Spesialis Nonton Bareng


Spesialis Nonton Bareng

By  
Font size: Decrease font Enlarge font
Refleksi Prie GS
Negeri yang serba terlibat, itulah Indonesia. Tak peduli siapapun yang berpesta, kita adalah seksi repotnya. Apakah itu piala dunia, piala Eropa, apakah didalamnya ada timnas Indonesia atau tidak, selalu ada satu yang dipastikan ada, yakni nonton bareng.
Sepertinya nonton bareng itu prestasi yang pasti kita raih di ajang pentas besar dunia. Kalaupun ada prestasi sebagai tambahannya, paling-paling adalah kemungkinan menggelar nonton bareng dengan jumlah penonton terbanyak, sambil berharap MURI mau mencatatnya. Bangsa spesialis nonton bareng adalah gelar yang harus diwaspadai. Artinya, kita  hanya kecanduan cuma jadi penonton, tapi tidak dalam berprestasi  adalah bahaya yang nyata.
Bagaimana mungkin dalam menonton ada kecanduan? Mari kita lihat psikologi sebagai penonton berikut  ini. Pertama:  posisi yang tidak usah direbut  tapi pasti diperoleh. Ada satu jenis posisi yang demikan mengggoda untuk siapa saja, dengan modal apa saja, bahkan dengan modal nekat saja, pasti terlaksana, yakni  meraih posisi sebagai penonton. Kedua:  kalau sudah di bangku penonton, lihatlah ekpresinya, mereka  bebas mengumpat, memaki,  melempari batu dan tawuran, bahkan dengan rekan sesuporter. Jika dalam fraksi politik yang sama ada faksi, maka di klub suporter yang sama juga perlu beropsisi.

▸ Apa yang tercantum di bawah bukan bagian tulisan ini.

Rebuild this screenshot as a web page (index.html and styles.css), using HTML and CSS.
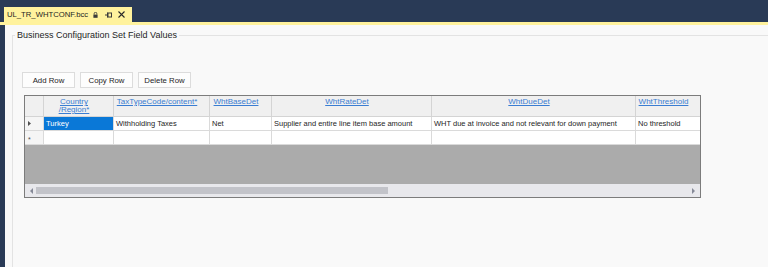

Cuma di diri penonton ada kegembiraan penuh dengan modal minimal. Penonton tidak perlu berprestasi, tak peduli yang menang adalah pihak lain, sepanjang ia diidentifikasikan sebagai dirinya sendiri, maka ia akan kegirangan. Begitu girangnya sampai-sampai lupa memikirkan keadaan keluarganya dan sekitarnya. Kenyataan di dalam sini kalah oleh keindahan di kejauhan.
Inilah se-asyik-asyiknya hidup. Ia tak terikat oleh target-target, kecuali target yang berbasis halusinasinya sendiri. Inilah fenomena fly sosial dan teler kebudayaan. Sebuah kebiasaan yang sanggup menggembirai  sesuatu yang sebetulnya tidak nyata, tidak ada, dan tidak berkaitan dengan diri sendiri.  Proses identifikasi semcam ini sangat  berbahya, karena bisa menganggap sebuah klub adalah dirinya, seorang idola adlaah hidup dan matinya, dan sebuah pertandingan adalah ritual yang harus dibela hidup dan mati. Begitu totalnya teler kebudayaan,  sampai-sampai seseorang tidak punya ruang untuk mengurus dirinya sendiri dan prestasinya sendiri. Apa jadinya bila diam-diam bawah sadar kita sebagai bangsa  sudah mulai alami abrasi kebudayaan. Kita sangat menggembirai posisi sebagai penonton. Dan akhirnya prestasi yang terbaik yang kita raih adalah nonton bareng saja.